As lawyers and law professors specializing in the Constitution and national security, we write to express our growing concern with the potential abuse of Congress’s authority in attempting to unreasonably interfere with the President’s constitutional authority to make strategic military decisions during wartime, including when to deploy or withdraw soldiers in his command from different battlefields. The theory underlying earlier nonbinding resolutions was both harmful to the war effort and constitutionally erroneous. Certain provisions of the pending supplemental appropriations bills are even more harmful. They not only proceed from an unconstitutional premise; they are unconstitutional in themselves.

We do not deny that Congress has the power to cut off all supplemental funding for the war, and that it has many other constitutional powers relating to war. The Constitution grants both Congress and the President considerable authority over war. To successfully win a protracted war, the Framers’ design requires some concerted action by both political branches. The Framers created an energetic President who could execute strategic decisions unhindered by legislative direction or legislative committee interference. But in the long run, a determined Congress has sufficient power to end any war, although it must use its legitimate powers and then take responsibility for doing so.

Though Congress is limited to those powers specifically enumerated in Article I, those powers are not insubstantial. Some of the most important are:

  • The power to raise and support a standing army and navy.
  • The power to “declare war,” which clarifies certain international rights and obligations during an ongoing hostility.
  • The power to define whether, and under what circumstances, the President may call forth the militias of the several states into national service.
  • The power to define and punish the offenses against the laws of war.
  • The power to make general rules of military justice for the armed forces.

As broad as these powers are, however, they do not include seemingly lesser ones that Congress may desire to exercise. For example, during the Constitutional Convention, the Framers changed the language of Art. I, sec. 8, cl. 11, in part to make clear that the President may “engage in war” when necessary, whether Congress has declared one or not.

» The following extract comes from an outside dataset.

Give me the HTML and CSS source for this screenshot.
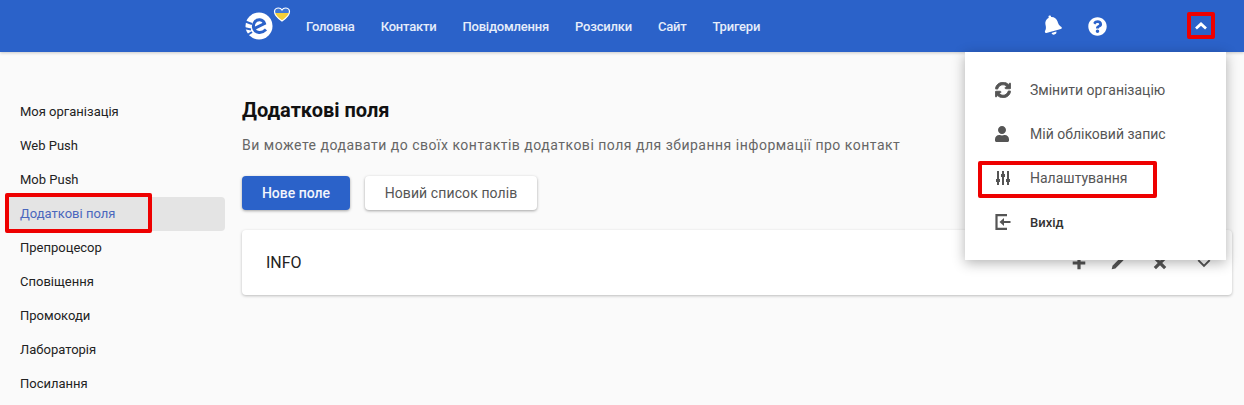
FILE: index.html
```html
<!DOCTYPE html>
<html lang="en">
<head>
  <meta charset="UTF-8">
  <meta name="viewport" content="width=device-width, initial-scale=1.0">
  <title>Додаткові поля</title>
  <link rel="stylesheet" href="styles.css">
</head>
<body>

<header class="topbar">
  <svg class="logo" viewBox="0 0 48 40" width="48" height="40">
    <defs>
      <linearGradient id="flag" x1="0" y1="0" x2="0" y2="1">
        <stop offset="0.42" stop-color="#3f78d6"/>
        <stop offset="0.42" stop-color="#f3cf3a"/>
      </linearGradient>
    </defs>
    <circle cx="16" cy="20" r="13.500" fill="#fff"/>
    <path d="M1 15 L9 18 M1 22 L8 23.500 M3 30 L9 26" stroke="#2b62c9" stroke-width="2" fill="none"/>
    <path d="M10.500 23 L21.500 17.500 C20 13 14 12.500 11.500 16.500 C9 20.500 11 26 16 26.500 C19 26.800 21 25.500 23 23.500" stroke="#2b62c9" stroke-width="3" fill="none"/>
    <path d="M39 15 C33 11 31.500 8 31.500 5.500 C31.500 3.500 33.500 2 35.500 2 C37 2 38.300 2.800 39 4 C39.700 2.800 41 2 42.500 2 C44.500 2 46.500 3.500 46.500 5.500 C46.500 8 45 11 39 15 Z" fill="url(#flag)" stroke="#fff" stroke-width="1.200"/>
  </svg>
  <nav class="topnav">
    <a href="#">Головна</a>
    <a href="#">Контакти</a>
    <a href="#">Повідомлення</a>
    <a href="#">Розсилки</a>
    <a href="#">Сайт</a>
    <a href="#">Тригери</a>
  </nav>
  <div class="top-icons">
    <svg class="bell" viewBox="0 0 448 512" width="18" height="20"><path fill="#fff" d="M224 512c35.32 0 63.97-28.65 63.97-64H160.03c0 35.35 28.65 64 63.97 64zm215.39-149.71c-19.32-20.76-55.47-51.99-55.47-154.29 0-77.7-54.48-139.9-127.94-155.16V32c0-17.67-14.32-32-31.98-32s-31.98 14.33-31.98 32v20.84C118.56 68.1 64.08 130.3 64.08 208c0 102.3-36.15 133.53-55.47 154.29-6 6.45-8.66 14.16-8.61 21.71.11 16.4 12.98 32 32.1 32h383.8c19.12 0 32-15.6 32.1-32 .05-7.55-2.61-15.27-8.61-21.71z"/></svg>
    <svg class="help" viewBox="0 0 512 512" width="19" height="19"><path fill="#fff" d="M504 256c0 136.997-111.043 248-248 248S8 392.997 8 256C8 119.083 119.043 8 256 8s248 111.083 248 248zM262.655 90c-54.497 0-89.255 22.957-116.549 63.758-3.536 5.286-2.353 12.415 2.715 16.258l34.699 26.31c5.205 3.947 12.621 3.008 16.665-2.122 17.864-22.658 30.113-35.797 57.303-35.797 20.429 0 45.698 13.148 45.698 32.958 0 14.976-12.363 22.667-32.534 33.976C247.128 238.528 216 254.941 216 296v4c0 6.627 5.373 12 12 12h56c6.627 0 12-5.373 12-12v-1.333c0-28.462 83.186-29.647 83.186-106.667 0-58.002-60.165-102-116.531-102zM256 338c-25.365 0-46 20.635-46 46 0 25.364 20.635 46 46 46s46-20.636 46-46c0-25.365-20.635-46-46-46z"/></svg>
    <span class="toggle">
      <svg viewBox="0 0 14 10" width="14" height="10"><path d="M2 7.500 L7 3 L12 7.500" fill="none" stroke="#fff" stroke-width="2.800"/></svg>
    </span>
  </div>
</header>

<div class="page">
  <aside class="sidebar">
    <a href="#">Моя організація</a>
    <a href="#">Web Push</a>
    <a href="#">Mob Push</a>
    <a href="#" class="active">Додаткові поля</a>
    <a href="#">Препроцесор</a>
    <a href="#">Сповіщення</a>
    <a href="#">Промокоди</a>
    <a href="#">Лабораторія</a>
    <a href="#">Посилання</a>
  </aside>

  <main class="content">
    <h1>Додаткові поля</h1>
    <p class="lead">Ви можете додавати до своїх контактів додаткові поля для збирання інформації про контакт</p>
    <div class="actions">
      <button class="btn btn-primary">Нове поле</button>
      <button class="btn">Новий список полів</button>
    </div>
    <section class="card">
      <span class="card-title">INFO</span>
      <div class="card-icons">
        <svg viewBox="0 0 14 14" width="16" height="16"><path d="M7 1.500 V12.500 M1.500 7 H12.500" stroke="#555" stroke-width="2.800" fill="none"/></svg>
        <svg class="icon-pencil" viewBox="0 0 14 14" width="16" height="16"><path d="M1.500 12.500 L2.200 9.300 L9.300 2.200 L11.800 4.700 L4.700 11.800 Z" fill="#555"/></svg>
        <svg viewBox="0 0 14 14" width="16" height="16"><path d="M2.500 2.500 L11.500 11.500 M11.500 2.500 L2.500 11.500" stroke="#555" stroke-width="2.800" fill="none"/></svg>
        <svg class="icon-chevron" viewBox="0 0 14 14" width="16" height="16"><path d="M2 4.500 L7 9.500 L12 4.500" stroke="#555" stroke-width="1.800" fill="none"/></svg>
      </div>
    </section>
  </main>
</div>

<div class="dropdown">
  <a href="#">
    <svg viewBox="0 0 512 512" width="16" height="16"><path fill="#555" stroke="#555" stroke-width="28" d="M370.72 133.28C339.458 104.008 298.888 87.962 255.848 88c-77.458.068-144.328 53.178-162.791 126.85-1.344 5.363-6.122 9.15-11.651 9.15H24.103c-7.498 0-13.194-6.807-11.807-14.176C33.933 94.924 134.813 8 256 8c66.448 0 126.791 26.136 171.315 68.685L463.03 40.97C478.149 25.851 504 36.559 504 57.941V192c0 13.255-10.745 24-24 24H345.941c-21.382 0-32.09-25.851-16.971-40.971l41.75-41.749zM32 296h134.059c21.382 0 32.09 25.851 16.971 40.971l-41.75 41.75c31.262 29.273 71.835 45.319 114.876 45.28 77.418-.07 144.315-53.144 162.787-126.849 1.344-5.363 6.122-9.15 11.651-9.15h57.304c7.498 0 13.194 6.807 11.807 14.176C478.067 417.076 377.187 504 256 504c-66.448 0-126.791-26.136-171.315-68.685L48.97 471.03C33.851 486.149 8 475.441 8 454.059V320c0-13.255 10.745-24 24-24z"/></svg>
    Змінити організацію
  </a>
  <a href="#">
    <svg viewBox="0 0 448 512" width="14" height="16"><path fill="#555" d="M224 256c70.7 0 128-57.3 128-128S294.7 0 224 0 96 57.3 96 128s57.3 128 128 128zm89.6 32h-16.7c-22.2 10.2-46.9 16-72.9 16s-50.6-5.800-72.900-16h-16.700C60.200 288 0 348.200 0 422.400V464c0 26.500 21.500 48 48 48h352c26.500 0 48-21.500 48-48v-41.600c0-74.200-60.200-134.400-134.400-134.400z"/></svg>
    Мій обліковий запис
  </a>
  <a href="#">
    <svg viewBox="0 0 16 16" width="16" height="16"><path d="M3 1 V15 M8 1 V15 M13 1 V15" stroke="#555" stroke-width="2" fill="none"/><path d="M1 9 H5 V12 H1 Z M6 4 H10 V7 H6 Z M11 9 H15 V12 H11 Z" fill="#555"/></svg>
    Налаштування
  </a>
  <a href="#" class="logout">
    <svg viewBox="0 0 16 16" width="16" height="16"><path d="M12 1.200 H1.500 V14.800 H12" stroke="#555" stroke-width="2.200" fill="none"/><path d="M15.500 7 V9 H9 V12 L4.500 8 L9 4 V7 Z" fill="#555"/></svg>
    Вихід
  </a>
</div>

<!-- red annotation frames -->
<div class="mark mark-toggle"></div>
<div class="mark mark-settings"></div>
<div class="mark mark-side"></div>

</body>
</html>
```
FILE: styles.css
```css
body {
  font-family: Roboto, "Liberation Sans", sans-serif;
  margin: 0;
  height: 405px;
  overflow: hidden;
  background: #fafafa;
  color: #222;
}

a {
  text-decoration: none;
  color: inherit;
}

.topbar {
  display: flex;
  align-items: center;
  height: 52px;
  background: #2b62c9;
  padding-left: 243px;
  box-shadow: 0 1px 3px rgba(0, 0, 0, 0.2);
}

.topnav {
  display: flex;
  gap: 26px;
  margin-left: 15px;
  font-size: 13px;
  font-weight: 500;
  letter-spacing: -0.2px;
  color: #e6edfa;
}

.top-icons {
  display: flex;
  align-items: center;
  margin-left: auto;
  margin-right: 36px;
}

.bell {
  transform: rotate(-15deg);
  margin-top: -2px;
}

.help {
  margin-left: 27px;
}

.toggle {
  display: flex;
  margin-left: 87px;
}

.page {
  display: flex;
}

.sidebar {
  flex: none;
  width: 220px;
  margin-left: 5px;
  padding-top: 43px;
  font-size: 13px;
}

.sidebar a {
  display: block;
  height: 34px;
  line-height: 34px;
  padding-left: 15px;
  border-radius: 4px;
}

.sidebar .active {
  background: #e4e4e4;
  color: #4a67bd;
}

.content {
  flex: 1;
  margin: 0 12px 0 17px;
  padding-top: 46px;
}

h1 {
  margin: 0;
  font-size: 20px;
  line-height: 24px;
  font-weight: 700;
  color: #111;
}

.lead {
  margin: 13px 0 0;
  font-size: 14px;
  line-height: 20px;
  letter-spacing: 0.5px;
  color: #666;
}

.actions {
  display: flex;
  gap: 15px;
  margin-top: 21px;
}

.btn {
  height: 34px;
  width: 172px;
  padding: 0;
  font-family: inherit;
  font-size: 14px;
  letter-spacing: 0.1px;
  color: #555;
  background: #fff;
  border: 0;
  border-radius: 4px;
  box-shadow: 0 1px 3px rgba(0, 0, 0, 0.35);
}

.btn-primary {
  width: 108px;
  font-weight: 500;
  letter-spacing: 0;
  color: #f2f5fc;
  background: #2b62c9;
}

.card {
  display: flex;
  align-items: center;
  justify-content: space-between;
  height: 65px;
  margin-top: 20px;
  padding: 0 20px 0 24px;
  background: #fff;
  border-radius: 4px;
  box-shadow: 0 1px 3px rgba(0, 0, 0, 0.25);
}

.card-title {
  font-size: 16px;
  color: #222;
}

.card-icons {
  display: flex;
  gap: 26px;
}

.icon-pencil {
  margin-left: -3px;
}

.icon-chevron {
  margin-left: 2px;
}

.dropdown {
  position: absolute;
  top: 52px;
  left: 965px;
  width: 261px;
  height: 208px;
  padding-top: 16px;
  box-sizing: border-box;
  background: #fff;
  box-shadow: 0 3px 12px rgba(0, 0, 0, 0.3);
  font-size: 14px;
  color: #555;
}

.dropdown a {
  display: flex;
  align-items: center;
  height: 44px;
  padding-left: 65px;
  position: relative;
}

.dropdown svg {
  position: absolute;
  left: 30px;
  top: 14px;
}

.dropdown .logout {
  font-weight: 500;
  font-size: 13px;
  color: #333;
}

.mark {
  position: absolute;
  box-sizing: border-box;
  border: 4px solid #ee0000;
  border-radius: 2px;
}

.mark-toggle {
  left: 1187px;
  top: 12px;
  width: 28px;
  height: 27px;
}

.mark-settings {
  left: 978px;
  top: 161px;
  width: 179px;
  height: 37px;
}

.mark-side {
  left: 5px;
  top: 193px;
  width: 147px;
  height: 40px;
}
```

Moreover, the power to make rules for “the Government and Regulation” of military forces is the power to enact a general set of laws of military justice, analogous to the Articles of War enacted by the British Parliament. There is no convincing legal support that Congress may use this power to dictate operational commands.

Under any of its powers, Congress simply cannot micromanage the conduct of the war. Yet, Congress increasingly is attempting to do just that. Congress may: (1) reduce the overall size of the standing army, navy, or air force; (2) end funding for ships, aircraft, or other weapons systems; (3) refuse to confirm military commanders who share the President’s plans for achieving victory; or (4) refuse to enact supplemental appropriations that would be used to fund extended engagements abroad. Since protracted modern wars require supplemental appropriations far exceeding the military’s baseline budget, mere inaction by Congress is all that is necessary to defund most such engagements.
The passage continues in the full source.